[ptsefton.com] | [CV & Bio]

Lemon8 XML beta released

2008-06-23

The PKP people have released a beta of Lemon8-XML, (L8X) their journal-oriented word processor-driven XML publishing system.

I tried out the demo server with an ICE test document.

The bad news is that the service had significant problems with my document; It could not locate author metadata, incorrectly identified some ordinary text as being citations, and lost most of the document text, which is obviously a very major issue.

The good news is that MJ Suhonos from PKP was onto me straight away with an email and is keen to work on support for styles in general and ICE styles in particular. (It's in the FAQ that we will collaborate on this).

If the PKP team can get a decent structure guessing application to work on arbitrary input that would be great, but even better would be to close the loop and give back documents with more structure than you put in. At the ICE project we will help however we can.

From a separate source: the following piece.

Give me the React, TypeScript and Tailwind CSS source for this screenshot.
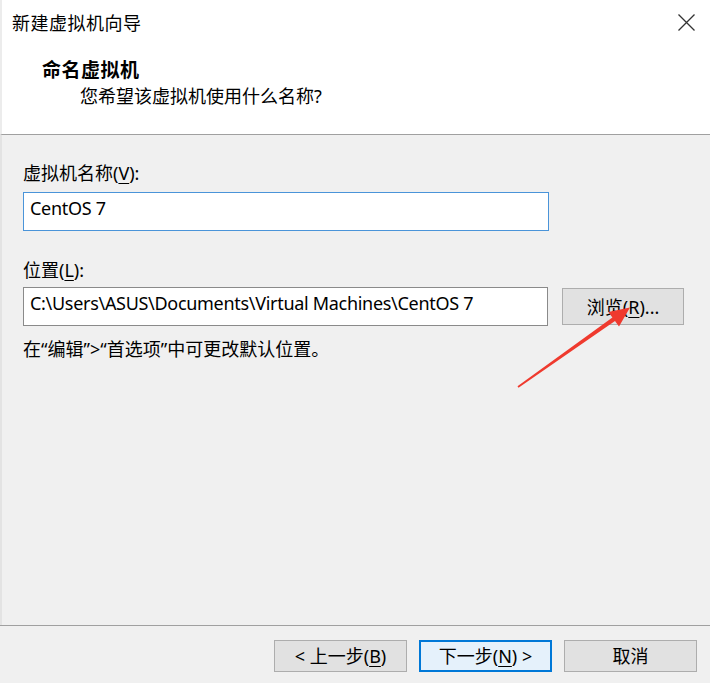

If it was me doing this I would break this problem into two parts:

  1. Build a converter that can take structured word processing documents and map them to the NLM XML format used by L8X. ICE offers one well worked out structure for generic documents, others may exist for specific formats.

  2. Build a structure-guessing application to add structure to word processing documents (something which Ian Barnes has been chipping away at for a while).

With both of these in place you can improve documents in the wild as you go; every time someone submits a draft add styles and give it back to them, rather than trying to guess structure at the end. I would like to see this embedded in the OJS journal management system from PKP so that authors get rapid and continual feedback every time they upload a draft. This would allow some editorial and review processes to take place in an HTML interface as well rather than via PDF on word processing files.

If you leave L8X as the final step, authors will have little feedback as to how they can improve the structure of their drafts.

My two-part plan would re-ordering sections in L8X become redundant word processors have outlining tools with which you can reorder content, so why try to do it through an HTML interface?

On a technical note, last time I looked at L8X I concluded that Docvert is a weak link it tries to to use XSLT to guess structure; our experience with ICE was that XSLT (version one at least) was not a productive way to do this as the austere functional programming environment in XSLT made the structure-reasoning code very hard to maintain and very slow, so we moved to more traditional parser written in Python which is much easier for typical programmers to work with.